ODIHR spokeswoman Urdur Gunnarsdottir noted some of other findings of the organization's limited election observation mission (LEOM) that visited Uzbekistan and issued the interim report earlier this month. "The election campaign and the coverage in local media have been very low key and non-confrontational," Gunnarsdottir said. "There have been no debates between the candidates, and very low-key meetings with voters. And some of the people we met have expressed the view that the candidates are not very well known and there are people who have questioned the existence of choice."


Uzbek authorities seem to have done their best to keep the election campaign low-key, although all four candidates, including Karimov, have traveled to various regions of Uzbekistan for meetings with potential voters. Karimov's gatherings have been held under tight security. "All the movement of passersby and cars were stopped inside the city of Jizzakh [when Karimov visited]," one resident told RFE/RL. "The Interior Ministry and National Security Committee officers surrounded all locations while traffic police prevented any movement inside the city.

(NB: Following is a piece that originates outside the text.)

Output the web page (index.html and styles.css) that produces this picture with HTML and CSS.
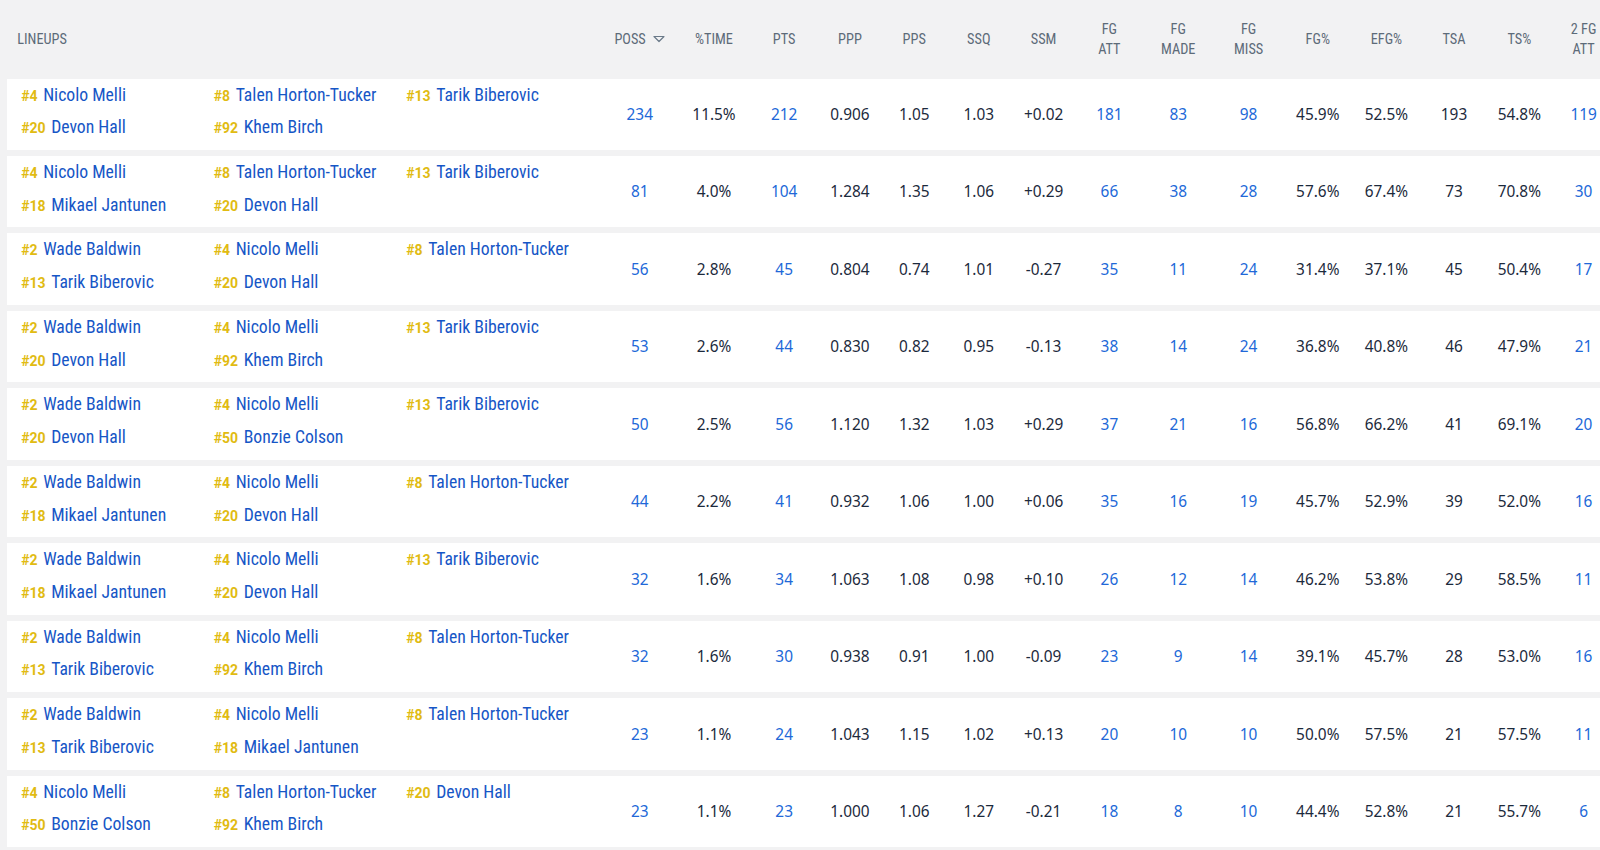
FILE: index.html
```html
<!DOCTYPE html>
<html lang="en">
<head>
<meta charset="utf-8">
<title>Lineups</title>
<link rel="stylesheet" href="styles.css">
</head>
<body>
<div class="table">
  <div class="head">
    <div class="h-lineup">LINEUPS</div>
    <div class="h">POSS <svg class="sort" width="12" height="8" viewBox="0 0 12 8"><path d="M1 1.5 L11 1.5 L6 6.5 Z" fill="none" stroke="#6b7a89" stroke-width="1.2" stroke-linejoin="round"/></svg></div>
    <div class="h">%TIME</div>
    <div class="h">PTS</div>
    <div class="h">PPP</div>
    <div class="h">PPS</div>
    <div class="h">SSQ</div>
    <div class="h">SSM</div>
    <div class="h">FG<br>ATT</div>
    <div class="h">FG<br>MADE</div>
    <div class="h">FG<br>MISS</div>
    <div class="h">FG%</div>
    <div class="h">EFG%</div>
    <div class="h">TSA</div>
    <div class="h">TS%</div>
    <div class="h">2 FG<br>ATT</div>
  </div>

  <div class="row">
    <div class="lineup">
      <span class="p"><b>#4</b>Nicolo Melli</span><span class="p"><b>#8</b>Talen Horton-Tucker</span><span class="p"><b>#13</b>Tarik Biberovic</span>
      <span class="p"><b>#20</b>Devon Hall</span><span class="p"><b>#92</b>Khem Birch</span>
    </div>
    <div class="n l">234</div><div class="n">11.5%</div><div class="n l">212</div><div class="n">0.906</div><div class="n">1.05</div><div class="n">1.03</div><div class="n">+0.02</div><div class="n l">181</div><div class="n l">83</div><div class="n l">98</div><div class="n">45.9%</div><div class="n">52.5%</div><div class="n">193</div><div class="n">54.8%</div><div class="n l">119</div><div class="n"></div>
  </div>

  <div class="row">
    <div class="lineup">
      <span class="p"><b>#4</b>Nicolo Melli</span><span class="p"><b>#8</b>Talen Horton-Tucker</span><span class="p"><b>#13</b>Tarik Biberovic</span>
      <span class="p"><b>#18</b>Mikael Jantunen</span><span class="p"><b>#20</b>Devon Hall</span>
    </div>
    <div class="n l">81</div><div class="n">4.0%</div><div class="n l">104</div><div class="n">1.284</div><div class="n">1.35</div><div class="n">1.06</div><div class="n">+0.29</div><div class="n l">66</div><div class="n l">38</div><div class="n l">28</div><div class="n">57.6%</div><div class="n">67.4%</div><div class="n">73</div><div class="n">70.8%</div><div class="n l">30</div><div class="n"></div>
  </div>

  <div class="row">
    <div class="lineup">
      <span class="p"><b>#2</b>Wade Baldwin</span><span class="p"><b>#4</b>Nicolo Melli</span><span class="p"><b>#8</b>Talen Horton-Tucker</span>
      <span class="p"><b>#13</b>Tarik Biberovic</span><span class="p"><b>#20</b>Devon Hall</span>
    </div>
    <div class="n l">56</div><div class="n">2.8%</div><div class="n l">45</div><div class="n">0.804</div><div class="n">0.74</div><div class="n">1.01</div><div class="n">-0.27</div><div class="n l">35</div><div class="n l">11</div><div class="n l">24</div><div class="n">31.4%</div><div class="n">37.1%</div><div class="n">45</div><div class="n">50.4%</div><div class="n l">17</div><div class="n"></div>
  </div>

  <div class="row">
    <div class="lineup">
      <span class="p"><b>#2</b>Wade Baldwin</span><span class="p"><b>#4</b>Nicolo Melli</span><span class="p"><b>#13</b>Tarik Biberovic</span>
      <span class="p"><b>#20</b>Devon Hall</span><span class="p"><b>#92</b>Khem Birch</span>
    </div>
    <div class="n l">53</div><div class="n">2.6%</div><div class="n l">44</div><div class="n">0.830</div><div class="n">0.82</div><div class="n">0.95</div><div class="n">-0.13</div><div class="n l">38</div><div class="n l">14</div><div class="n l">24</div><div class="n">36.8%</div><div class="n">40.8%</div><div class="n">46</div><div class="n">47.9%</div><div class="n l">21</div><div class="n"></div>
  </div>

  <div class="row">
    <div class="lineup">
      <span class="p"><b>#2</b>Wade Baldwin</span><span class="p"><b>#4</b>Nicolo Melli</span><span class="p"><b>#13</b>Tarik Biberovic</span>
      <span class="p"><b>#20</b>Devon Hall</span><span class="p"><b>#50</b>Bonzie Colson</span>
    </div>
    <div class="n l">50</div><div class="n">2.5%</div><div class="n l">56</div><div class="n">1.120</div><div class="n">1.32</div><div class="n">1.03</div><div class="n">+0.29</div><div class="n l">37</div><div class="n l">21</div><div class="n l">16</div><div class="n">56.8%</div><div class="n">66.2%</div><div class="n">41</div><div class="n">69.1%</div><div class="n l">20</div><div class="n"></div>
  </div>

  <div class="row">
    <div class="lineup">
      <span class="p"><b>#2</b>Wade Baldwin</span><span class="p"><b>#4</b>Nicolo Melli</span><span class="p"><b>#8</b>Talen Horton-Tucker</span>
      <span class="p"><b>#18</b>Mikael Jantunen</span><span class="p"><b>#20</b>Devon Hall</span>
    </div>
    <div class="n l">44</div><div class="n">2.2%</div><div class="n l">41</div><div class="n">0.932</div><div class="n">1.06</div><div class="n">1.00</div><div class="n">+0.06</div><div class="n l">35</div><div class="n l">16</div><div class="n l">19</div><div class="n">45.7%</div><div class="n">52.9%</div><div class="n">39</div><div class="n">52.0%</div><div class="n l">16</div><div class="n"></div>
  </div>

  <div class="row">
    <div class="lineup">
      <span class="p"><b>#2</b>Wade Baldwin</span><span class="p"><b>#4</b>Nicolo Melli</span><span class="p"><b>#13</b>Tarik Biberovic</span>
      <span class="p"><b>#18</b>Mikael Jantunen</span><span class="p"><b>#20</b>Devon Hall</span>
    </div>
    <div class="n l">32</div><div class="n">1.6%</div><div class="n l">34</div><div class="n">1.063</div><div class="n">1.08</div><div class="n">0.98</div><div class="n">+0.10</div><div class="n l">26</div><div class="n l">12</div><div class="n l">14</div><div class="n">46.2%</div><div class="n">53.8%</div><div class="n">29</div><div class="n">58.5%</div><div class="n l">11</div><div class="n"></div>
  </div>

  <div class="row">
    <div class="lineup">
      <span class="p"><b>#2</b>Wade Baldwin</span><span class="p"><b>#4</b>Nicolo Melli</span><span class="p"><b>#8</b>Talen Horton-Tucker</span>
      <span class="p"><b>#13</b>Tarik Biberovic</span><span class="p"><b>#92</b>Khem Birch</span>
    </div>
    <div class="n l">32</div><div class="n">1.6%</div><div class="n l">30</div><div class="n">0.938</div><div class="n">0.91</div><div class="n">1.00</div><div class="n">-0.09</div><div class="n l">23</div><div class="n l">9</div><div class="n l">14</div><div class="n">39.1%</div><div class="n">45.7%</div><div class="n">28</div><div class="n">53.0%</div><div class="n l">16</div><div class="n"></div>
  </div>

  <div class="row">
    <div class="lineup">
      <span class="p"><b>#2</b>Wade Baldwin</span><span class="p"><b>#4</b>Nicolo Melli</span><span class="p"><b>#8</b>Talen Horton-Tucker</span>
      <span class="p"><b>#13</b>Tarik Biberovic</span><span class="p"><b>#18</b>Mikael Jantunen</span>
    </div>
    <div class="n l">23</div><div class="n">1.1%</div><div class="n l">24</div><div class="n">1.043</div><div class="n">1.15</div><div class="n">1.02</div><div class="n">+0.13</div><div class="n l">20</div><div class="n l">10</div><div class="n l">10</div><div class="n">50.0%</div><div class="n">57.5%</div><div class="n">21</div><div class="n">57.5%</div><div class="n l">11</div><div class="n"></div>
  </div>

  <div class="row">
    <div class="lineup">
      <span class="p"><b>#4</b>Nicolo Melli</span><span class="p"><b>#8</b>Talen Horton-Tucker</span><span class="p"><b>#20</b>Devon Hall</span>
      <span class="p"><b>#50</b>Bonzie Colson</span><span class="p"><b>#92</b>Khem Birch</span>
    </div>
    <div class="n l">23</div><div class="n">1.1%</div><div class="n l">23</div><div class="n">1.000</div><div class="n">1.06</div><div class="n">1.27</div><div class="n">-0.21</div><div class="n l">18</div><div class="n l">8</div><div class="n l">10</div><div class="n">44.4%</div><div class="n">52.8%</div><div class="n">21</div><div class="n">55.7%</div><div class="n l">6</div><div class="n"></div>
  </div>
</div>
</body>
</html>
```

FILE: styles.css
```css
html, body {
  margin: 0;
  padding: 0;
}
body {
  background: #f2f2f3;
  overflow: hidden;
  width: 1600px;
  height: 850px;
}
.table {
  --cols: 595px 75.5px 73px 67.3px 64.3px 64.3px 64.8px 64.8px 66.8px 70.9px 69.9px 68.4px 68.9px 66.3px 64.3px 64.3px 60px;
  width: 1720px;
  padding-left: 7px;
}
.head {
  display: grid;
  grid-template-columns: var(--cols);
  height: 78.5px;
  align-items: center;
  font-family: "Roboto Condensed", "Liberation Sans Narrow", "DejaVu Sans Condensed", Roboto, sans-serif;
  font-size: 14.3px;
  line-height: 20.4px;
  color: #5d6b79;
}
.h-lineup {
  padding-left: 10.2px;
}
.h {
  text-align: center;
  white-space: nowrap;
}
.sort {
  margin-left: 4px;
  vertical-align: 1px;
}
.row {
  display: grid;
  grid-template-columns: var(--cols);
  height: 71.4px;
  margin-bottom: 6.1px;
  background: #ffffff;
  align-items: center;
}
.lineup {
  align-self: start;
  display: grid;
  grid-template-columns: 192.5px 192.5px 1fr;
  padding: 1px 0 0 14.3px;
  line-height: 31.6px;
  font-family: "Roboto Condensed", "Liberation Sans Narrow", "DejaVu Sans Condensed", Roboto, sans-serif;
  font-size: 17.7px;
  color: #1656c6;
  white-space: nowrap;
}
.p b {
  font-family: Roboto, "Noto Sans", sans-serif;
  font-size: 14px;
  font-weight: 700;
  color: #e1bb12;
  margin-right: 5.5px;
}
.n {
  text-align: center;
  font-family: "Noto Sans", "Open Sans", sans-serif;
  font-size: 15.4px;
  color: #1c2a3c;
}
.n.l {
  color: #2168d8;
}
```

And only specially designated people were allowed to a meeting [with Karimov]."


Security measures were reportedly stepped up in the capital, Tashkent, and in other regions in the run-up to the list. Citizens in Tashkent say there are more police in the streets than ever. Opposition and human rights activists have told RFE/RL that the number of secret service officers who usually follow them increased and checks were strengthened in recent weeks.


In one of the bluntest moves to silence an outspoken critic of Karimov's administration, authorities arrested poet Yusuf Juma shortly after he held a protest in his native Bukhara and demanded Karimov's resignation on December 8. Juma's wife and two grandchildren reportedly managed to escape when police assaulted their house. Their whereabouts are unknown.

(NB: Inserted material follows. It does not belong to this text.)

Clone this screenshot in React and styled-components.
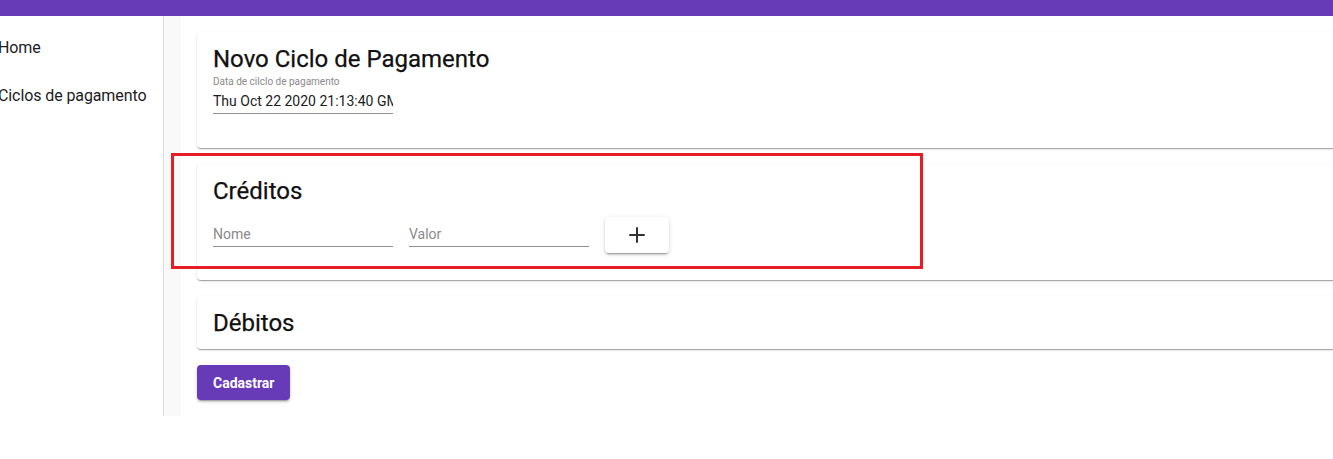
import styled, { createGlobalStyle } from 'styled-components';
import { Plus } from 'lucide-react';

const GlobalStyle = createGlobalStyle`
  html, body {
    margin: 0;
    padding: 0;
    background: #fff;
    overflow: hidden;
  }
  body {
    font-family: Roboto, "Liberation Sans", Arial, sans-serif;
    color: #1c1c1c;
  }
  * { box-sizing: border-box; }
`;

const menu = ['Home', 'Ciclos de pagamento'];

const Page = styled.div`
  position: relative;
  width: 1500px;
`;

const TopBar = styled.header`
  height: 16px;
  background: #673ab7;
`;

const Body = styled.div`
  display: flex;
  height: 400px;
`;

const Sidebar = styled.nav`
  width: 164px;
  flex-shrink: 0;
  border-right: 1px solid #dcdcdc;
  padding-top: 8px;
`;

const MenuItem = styled.div`
  padding: 12px 0;
  margin-left: -2px;
  font-size: 16px;
  line-height: 24px;
  letter-spacing: -0.1px;
  color: #1c1c1c;
  white-space: nowrap;
  cursor: pointer;
`;

const Main = styled.main`
  flex: 1;
  background: #f9f9f9;
  padding-left: 17px;
`;

const Content = styled.div`
  height: 100%;
  background: #fff;
  padding: 16px;
  display: flex;
  flex-direction: column;
  align-items: flex-start;
  gap: 16px;
`;

const Card = styled.section`
  align-self: stretch;
  background: #fff;
  border-radius: 4px;
  padding: 15px 16px ${p => p.$bottom || 13}px;
  box-shadow: 0px 2px 1px -1px rgba(0, 0, 0, 0.2), 0px 1px 1px 0px rgba(0, 0, 0, 0.14),
    0px 1px 3px 0px rgba(0, 0, 0, 0.12);
`;

const Title = styled.h2`
  margin: 0;
  font-size: 24px;
  line-height: 24px;
  font-weight: 400;
  color: #111;
  -webkit-text-stroke: 0.25px #111;
`;

const Field = styled.div`
  width: 180px;
  margin-top: 5px;
`;

const Label = styled.div`
  font-size: 10px;
  line-height: 12px;
  color: #8a8a8a;
  margin-bottom: 5px;
  white-space: nowrap;
`;

const Input = styled.input`
  display: block;
  width: 180px;
  height: 21px;
  margin: ${p => p.$top || 0}px 0 0;
  padding: 0 0 4px;
  border: none;
  border-bottom: 1px solid #8f8f8f;
  background: transparent;
  font-family: Roboto, "Liberation Sans", Arial, sans-serif;
  font-size: 14px;
  line-height: 16px;
  color: #1c1c1c;
  outline: none;
  &::placeholder {
    color: #8a8a8a;
    opacity: 1;
  }
`;

const Row = styled.div`
  display: flex;
  align-items: flex-start;
  gap: 16px;
  margin-top: 14px;
`;

const AddButton = styled.button`
  width: 64px;
  height: 36px;
  display: flex;
  align-items: center;
  justify-content: center;
  border: none;
  border-radius: 4px;
  background: #fff;
  color: #333;
  cursor: pointer;
  box-shadow: 0px 3px 1px -2px rgba(0, 0, 0, 0.2), 0px 2px 2px 0px rgba(0, 0, 0, 0.14),
    0px 1px 5px 0px rgba(0, 0, 0, 0.12);
`;

const SubmitButton = styled.button`
  height: 36px;
  padding: 0 16px;
  border: none;
  border-radius: 4px;
  background: #673ab7;
  color: #fff;
  font-family: Roboto, "Liberation Sans", Arial, sans-serif;
  font-size: 14px;
  font-weight: 700;
  cursor: pointer;
  box-shadow: 0px 3px 1px -2px rgba(0, 0, 0, 0.2), 0px 2px 2px 0px rgba(0, 0, 0, 0.14),
    0px 1px 5px 0px rgba(0, 0, 0, 0.12);
`;

const Highlight = styled.div`
  position: absolute;
  left: 171px;
  top: 153px;
  width: 752px;
  height: 116px;
  border: 3px solid #e51d25;
  pointer-events: none;
`;

const App = () => (
  <Page>
    <GlobalStyle />
    <TopBar />
    <Body>
      <Sidebar>
        {menu.map(item => (
          <MenuItem key={item}>{item}</MenuItem>
        ))}
      </Sidebar>
      <Main>
        <Content>
          <Card $bottom={34}>
            <Title>Novo Ciclo de Pagamento</Title>
            <Field>
              <Label>Data de cilclo de pagamento</Label>
              <Input defaultValue="Thu Oct 22 2020 21:13:40 GMT-0300 (Horário Padrão de Brasília)" />
            </Field>
          </Card>
          <Card $bottom={27}>
            <Title>Créditos</Title>
            <Row>
              <Input $top={9} placeholder="Nome" />
              <Input $top={9} placeholder="Valor" />
              <AddButton>
                <Plus size={24} strokeWidth={2} />
              </AddButton>
            </Row>
          </Card>
          <Card $bottom={14}>
            <Title>Débitos</Title>
          </Card>
          <SubmitButton>Cadastrar</SubmitButton>
        </Content>
      </Main>
    </Body>
    <Highlight />
  </Page>
);

export default App;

In a December 13 report, CIVICUS World Alliance for Citizen Participation, a network of civil-society organizations, said Uzbekistan is a "frightening place for activists" where critical voices have been "gagged." "In the lead-up to [the] elections, there has been an unprecedented amount of repression," said Clare Doube, who manages CIVICUS's Civil Society Watch program. "Citizens are regularly monitored and threatened. The media is strictly censored. And independent civil society has been systematically eliminated from the country."


She added that CIVICUS has been "concerned" by research that "has shown that the situation in Uzbekistan is dire when it comes to space for civil society." Doube said that "particularly in the context of the upcoming election, there needs to be a space for civil society to function freely, and our research has found that that is certainly not the case in the current situation in Uzbekistan."


Foreign journalists who requested accreditation were reportedly permitted to stay in Uzbekistan for just one week, from December 20-27. An independent regional news website, ferghana.ru, reported on December 18 that private hotels in Samarkand received instructions from authorities not to receive guests until January 5 and send all clients to state-owned hotels. Fergaha.ru speculated that the order was based on "authorities' fear of not controlling journalists and independent observers" coming to Uzbekistan days to cover and monitor the election.


The OSCE delegates who traveled to Uzbekistan earlier this month were also given delayed visas that prevented them from undertaking a needs assessment mission. The Uzbek authorities also limited both the number of OSCE observers, to 30, and the duration of their stay.


Western election monitors have never recognized an Uzbek parliamentary or presidential election as free and fair or up to international standards.


Erica Barks-Ruggles, the U.S. deputy assistant secretary of the Bureau of Democracy, Human Rights and Labor, suggested to RFE/RL in mid-December that the Uzbek election campaign had already failed to meet international standards.


"I do not think that the outcome of the election is very much in doubt and I don't think that anybody would say that this election process has met international standards," Barks-Ruggles said. "So regardless of what the day of the vote looks like, the process has not met international standards. We look forward to a day when Uzbekistan will have free, fair, open, transparent, inclusive elections. But this election is not going to be that."


Russian-led CIS observers regularly recognize elections in Uzbekistan as fair and open, however. They are likely to endorse the official results of the polls.


Craig Murray, a former British ambassador to Tashkent and an outspoken critic of the Karimov government, told RFE/RL that Karimov's reelection is likely to deepen Uzbekistan's isolation, which began after the Andijon bloodshed in May 2005 when government troops clashed with peaceful protesters and killed hundreds. "Karimov is a particularly brutal dictator, not someone that most governments would want to be associated with, so I think continuing isolation from the West in a political sense will continue and be reinforced by his remaining president more or less permanently," Murray said. "But -- I would not want to overemphasize that too much -- Western governments will continue to do economic business with Uzbekistan. And, of course, Karimov will calculate that he does not need the West as long as he has strong support of Russia and of China. And with [Russian President Vladimir] Putin also looking for ways effectively to stay in power, no doubt that will continue."